Subsequently he was quickest in pre-season testing at Estoril. But producing in testing was one thing, to perform in the cauldron of a GP weekend especially back in the country where he was for so long confined to hospital presented the ultimate test.
He confesses the tension got to him.
“Sitting in the aeroplane before I landed in Melbourne I was looking out the window, seeing Australia, and my mind was thinking, ‘This is the country where you had a big shunt. Then you just tell yourself, ‘Don’t think about it. Close the curtains and just don’t look out’. If you do start thinking about it your emotions can have too much effect on you and you never know what’s going to happen. It’s very tricky. Very difficult. One good thing was that going around the track on the driver parade I realised how many fans I have in Australia. That gave me a lot of courage, a lot of strength to continue.”
Left stunned by his driver’s pace in testing, an upbeat McLaren boss Ron Dennis claimed, “The accident has matured Mika a bit. He is more professional than before.”
Asked whether he had changed, the Finn responded: “Yeah, my hair is a bit shorter!” but the humour was forced, and for much the Melbourne weekend the usual ready smile was nowhere to be seen.
“Probably I have changed,” he admits in a moment of reflection, “but it’s always hard to see the changes in yourself. You just think to yourself, ‘I’m always the same guy, the same person’, until somebody comes and says, ‘What’s going on with you?’
“When you have something like that [the accident] it naturally changes your life a bit; changes your thinking on anything. Maybe when I am out on a racetrack I am not taking so many risks I am more calculating – I used to take them every lap; now it’s maybe every second lap.”
Sceptics were quick to pounce on the fact that he was clearly ill at ease with the media. At a brief conference he virtually retreated inside his shell, showing evident distress as the battery of flash guns were fired off in his direction. “It’s very uncomfortable to try and start talking about some important things in your life to somebody else if there are 15 cameras flashing in front of you,” he explained afterwards.
Rosberg betrays little surprise when the news of Mika’s reaction is relayed to him. ”He was scared,” he says candidly. “Scared to face people and hear them saying, ‘Is he still able to do it?’ He’s been to hell and back. He’s just spent two months alone with his girlfriend with nothing to do all day but read the horror stories in the papers. Of course he was uncomfortable. Put yourself on a platform with the whole world staring at you for a weakness, wondering if you could still see like you used to or not. How would you feel?
“Just to be here and finish this race was my personal victory.”
“He is still very nervous of people, worried about the world saying he is no longer able to race. You know that it only takes a bad run now and people are immediately saying, ‘Hey, hey, poor Mika. He hasn’t got it any more…

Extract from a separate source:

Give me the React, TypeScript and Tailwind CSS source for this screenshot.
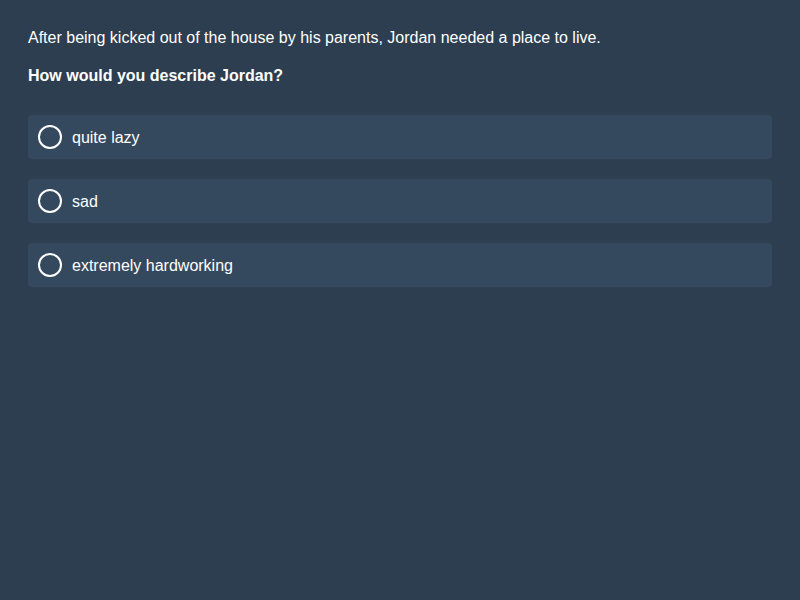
const options = ["quite lazy", "sad", "extremely hardworking"];

export default function App() {
  return (
    <div className="min-h-screen w-full bg-[#2c3e50] p-7 text-white font-['Liberation_Sans',Arial,sans-serif] text-base">
      <p className="leading-5">After being kicked out of the house by his parents, Jordan needed a place to live.</p>
      <p className="mt-[18px] leading-5 font-bold">How would you describe Jordan?</p>

      <div className="mt-[29px] flex flex-col gap-5">
        {options.map((opt) => (
          <label
            key={opt}
            className="flex items-center gap-[10px] rounded bg-[#34495e] px-[10px] py-[10px] cursor-pointer"
          >
            <span className="block h-6 w-6 shrink-0 rounded-full border-2 border-white" />
            <span className="leading-5 pt-0.5">{opt}</span>
          </label>
        ))}
      </div>
    </div>
  );
}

Has he still got what it takes? On the evidence of Melbourne you would have to say ‘yes’. As is customary, Hakkinen languished well down the timesheets for most of qualifying, only to produce that one-off late lap that infuriates team-mates and technicians alike. Having out-qualified David Coulthard who, not so many months ago, was spoiling Damon Hill’s title challenge he outraced him too. In the circumstances, with a car that isn’t yet a front-runner, you could have asked no more but to start fifth and finish in the same position. If McLaren had problems in Australia, the finger couldn’t be pointed in his direction.
“I think he did a good job to keep those guys behind him in the race,” sums up Rosberg. “Coulthard was struggling to get past a Footwork, Mika was losing two and a half seconds a lap to the leaders. One slip and he would have been ninth. I’m happy and proud of his determination. He did a good job.”
After the race the Finn admitted he had mixed feelings. “It’s difficult,” he mused, “because some people are saying this comeback is a sensation. It’s not. I don’t call fifth place a sensation. But in another sense just to be here and finish this race was my personal victory.”
When he spoke to Rosberg that night, he was more annoyed than he was elated, and his comments to the press before he left the track betrayed his disappointment. “The car’s not quick enough,” he said bluntly. “At the end of the race I was really tired, which I think is natural anyway, but I also think I did more work than anybody else out there! The car wasn’t exactly like it should have been. Now it’s up to the engineers and designers to give David and myself a car that is capable of competing.
“I’m not after finishing fifth or third, or something like that. I’m not interested and I don’t want it. That’s not I want from my career. I want to win and there’s nothing else that counts.”